A History of the "Coral Reef Problem," from Explorations to Explosions
Intellectual Merit The objective of this project is to produce a history of what became known as the "coral reef problem," from European naturalists' first explorations in the Pacific to the mid-twentieth century, when new types of coral research were made possible through the aftermath of the U.S. nuclear weapons testing programs at the coral atolls of the Marshall Islands. This question consumed participants ranging from naval policymakers to science administrators, and it was taken up by a diverse but mutually recognized group of naturalists and scientists from a variety of distinct backgrounds and disciplines. What united them was a common discourse on the formation of coral reefs, but what divided them promises to offer insights into the practice of studying nature and the ways of formulating theories as they changed over this time.

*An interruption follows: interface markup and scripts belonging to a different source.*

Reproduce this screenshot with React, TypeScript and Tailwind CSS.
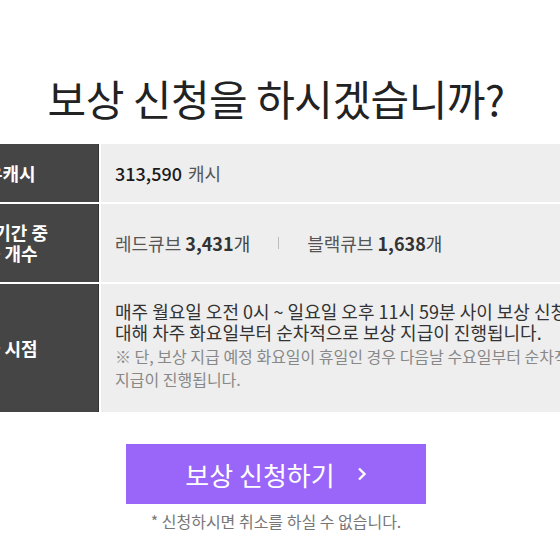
const font = { fontFamily: '"Noto Sans CJK KR", "Noto Sans", sans-serif' };

function LabelCell({ children, h }: { children: React.ReactNode; h: string }) {
  return (
    <div
      className={`w-[192px] shrink-0 bg-[#454545] border-r border-[#333] text-white font-bold text-[18px] leading-[21px] flex items-center justify-center text-center ${h}`}
    >
      {children}
    </div>
  );
}

export default function App() {
  return (
    <div className="w-[560px] h-[560px] overflow-hidden bg-white" style={font}>
      <div className="w-[738px] ml-[-93px] pt-[74px]">
        <h1 className="text-center text-[42px] leading-[48px] text-[#222] font-normal tracking-[-0.5px]">
          보상 신청을 하시겠습니까?
        </h1>

        <div className="mt-[22px] flex flex-col gap-[2px]">
          <div className="flex gap-[2px]">
            <LabelCell h="h-[58px]">보유캐시</LabelCell>
            <div className="flex-1 bg-[#eeeeee] flex items-center pl-[14px] text-[18px]">
              <span className="text-[#1a1a1a] font-medium">313,590</span>
              <span className="ml-[6px] text-[#555]">캐시</span>
            </div>
          </div>

          <div className="flex gap-[2px]">
            <LabelCell h="h-[78px]">
              신청 기간 중
              <br />
              사용 개수
            </LabelCell>
            <div className="flex-1 bg-[#eeeeee] flex items-center pl-[14px] text-[18px] text-[#555]">
              <span>
                레드큐브 <b className="text-[#333] font-bold">3,431</b>
                <span className="text-[#444]">개</span>
              </span>
              <span className="mx-[28px] w-px h-[12px] bg-[#bbb]" />
              <span>
                블랙큐브 <b className="text-[#333] font-bold">1,638</b>
                <span className="text-[#444]">개</span>
              </span>
            </div>
          </div>

          <div className="flex gap-[2px]">
            <LabelCell h="h-[128px]">지급 시점</LabelCell>
            <div className="flex-1 bg-[#eeeeee] pl-[14px] pt-[17px] whitespace-nowrap">
              <p className="text-[18px] leading-[21px] text-[#333]">
                매주 월요일 오전 0시 ~ 일요일 오후 11시 59분 사이 보상 신청한 건에
                <br />
                대해 차주 화요일부터 순차적으로 보상 지급이 진행됩니다.
              </p>
              <p className="mt-[2px] text-[16px] leading-[23px] text-[#888]">
                ※ 단, 보상 지급 예정 화요일이 휴일인 경우 다음날 수요일부터 순차적으로 보상
                <br />
                지급이 진행됩니다.
              </p>
            </div>
          </div>
        </div>

        <div className="mt-[32px] flex flex-col items-center">
          <button className="w-[300px] h-[60px] bg-[#9966f9] text-white text-[26px] flex items-center justify-center gap-[22px]">
            <span>보상 신청하기</span>
            <svg width="10" height="16" viewBox="0 0 10 16" fill="none">
              <path d="M2 2.5 L7.5 8 L2 13.5" stroke="white" strokeWidth="2.4" />
            </svg>
          </button>
          <p className="mt-[7px] text-[16px] leading-[20px] text-[#777]">* 신청하시면 취소를 하실 수 없습니다.</p>
        </div>
      </div>
    </div>
  );
}
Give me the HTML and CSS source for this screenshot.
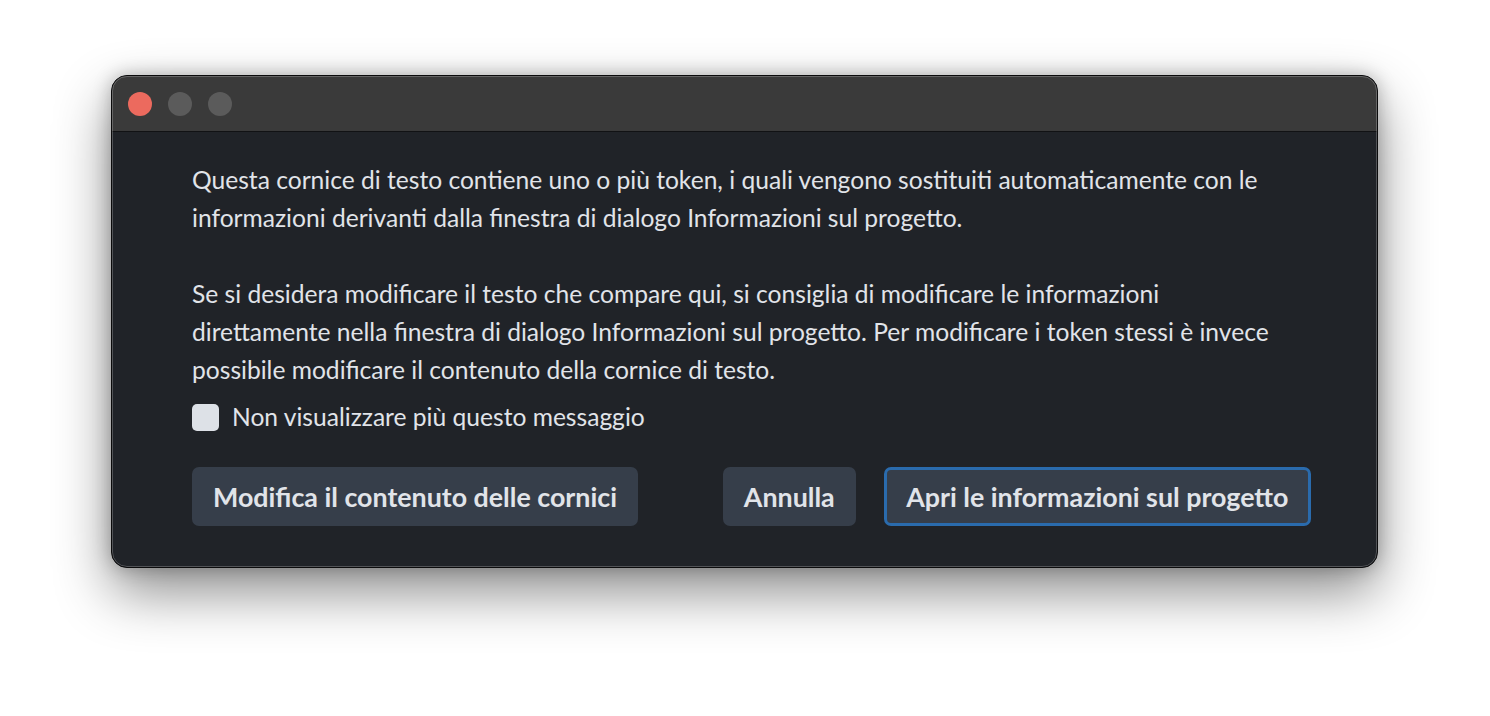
FILE: index.html
```html
<!DOCTYPE html>
<html lang="it">
<head>
<meta charset="utf-8">
<title>Token</title>
<link rel="stylesheet" href="styles.css">
</head>
<body>
<div class="window">
  <div class="titlebar">
    <span class="light red"></span>
    <span class="light gray"></span>
    <span class="light gray"></span>
  </div>
  <div class="content">
    <p class="para">Questa cornice di testo contiene uno o più token, i quali vengono sostituiti automaticamente con le informazioni derivanti dalla finestra di dialogo Informazioni sul progetto.</p>
    <p class="para">Se si desidera modificare il testo che compare qui, si consiglia di modificare le informazioni direttamente nella finestra di dialogo Informazioni sul progetto. Per modificare i token stessi è invece possibile modificare il contenuto della cornice di testo.</p>
    <label class="check-row"><span class="checkbox"></span><span class="check-label">Non visualizzare più questo messaggio</span></label>
    <div class="buttons">
      <button class="btn">Modifica il contenuto delle cornici</button>
      <div class="right-group">
        <button class="btn">Annulla</button>
        <button class="btn primary">Apri le informazioni sul progetto</button>
      </div>
    </div>
  </div>
</div>
</body>
</html>
```
FILE: styles.css
```css
html, body {
  margin: 0;
  padding: 0;
  background: #ffffff;
}
body {
  padding-top: 75px;
  padding-left: 111px;
  height: 716px;
  box-sizing: border-box;
  overflow: hidden;
  font-family: "Lato", "Noto Sans", sans-serif;
}
.window {
  position: relative;
  width: 1267px;
  height: 493px;
  box-sizing: border-box;
  border: 1px solid #0b0b0c;
  border-radius: 16px;
  overflow: hidden;
  background: #202328;
  box-shadow: 0 24px 55px rgba(0, 0, 0, 0.45), 0 0 18px rgba(0, 0, 0, 0.25);
  display: flex;
  flex-direction: column;
}
.window::after {
  content: "";
  position: absolute;
  inset: 0;
  border: 1px solid rgba(255, 255, 255, 0.22);
  border-radius: 15px;
  pointer-events: none;
}
.titlebar {
  flex: none;
  background: #3a3a3a;
  border-bottom: 1px solid #111214;
  display: flex;
  align-items: center;
  gap: 16px;
  padding-left: 16px;
  box-sizing: border-box;
  height: 56px;
}
.light {
  width: 24px;
  height: 24px;
  border-radius: 50%;
  display: block;
}
.light.red { background: #ec6a5e; }
.light.gray { background: #5b5b5b; }
.content {
  padding: 29px 66px 40px 80px;
  color: #e1e4e9;
  font-size: 24.6px;
  line-height: 38px;
  display: flex;
  flex-direction: column;
}
.para {
  margin: 0 0 38px 0;
  padding-right: 24px;
}
.para:nth-of-type(2) {
  margin-bottom: 14px;
}
.check-row {
  display: flex;
  align-items: center;
  gap: 13px;
  height: 28px;
}
.checkbox {
  width: 27px;
  height: 27px;
  border-radius: 5px;
  background: #dde1e7;
  display: block;
}
.buttons {
  margin-top: 36px;
  display: flex;
  justify-content: space-between;
}
.right-group {
  display: flex;
  gap: 28px;
}
.btn {
  font-family: inherit;
  font-weight: 700;
  font-size: 26.8px;
  color: #e1e4e9;
  background: #363e4a;
  border: 3px solid transparent;
  border-radius: 7px;
  height: 59px;
  padding: 0 18px;
}
.btn.primary {
  border-color: #2a6bad;
  padding: 0 19.5px;
}
```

Scientists have used coral reefs as a place to juxtapose kingdoms of nature, the present and the past, and conceptions of the individual and the community. Reefs have constituted a point of intersection for many of the classic notions of how the study of nature should be divided: they are at once animal, vegetable, and mineral. The "life" of a single reef unites the present and the ancient past. They are renowned as complex ecosystems, but students of their growth and shapes have treated them as organic individuals. For these reasons, the coral reef problem at issue in this dissertation has been of sustained intellectual significance to scientists over the past two hundred years. The project will be a history of the ideas those scientists produced. And when science has commanded the attention of politics and the fascination of society-as over evolution and the Bomb-coral reefs have been the experimental and explosive proving ground for some of science and culture's deepest reaching questions.
Broader Impacts This project will be of interest, then, to anyone who hopes to understand how science has brought coral reefs from the periphery of our understanding to the center of our conceptions of what is most complex, fragile, and valuable about nature. It will also be of substantial relevance to historians, philosophers, and science teachers interested in the way that scientific problems have been asked, answered, challenged, and tested during the development of modern professional science. This project shows how members of very different scientific disciplines-natural historians, geologists, zoologists, ecologists, and physical geographers- set about attacking the exact same question: how are coral reefs formed?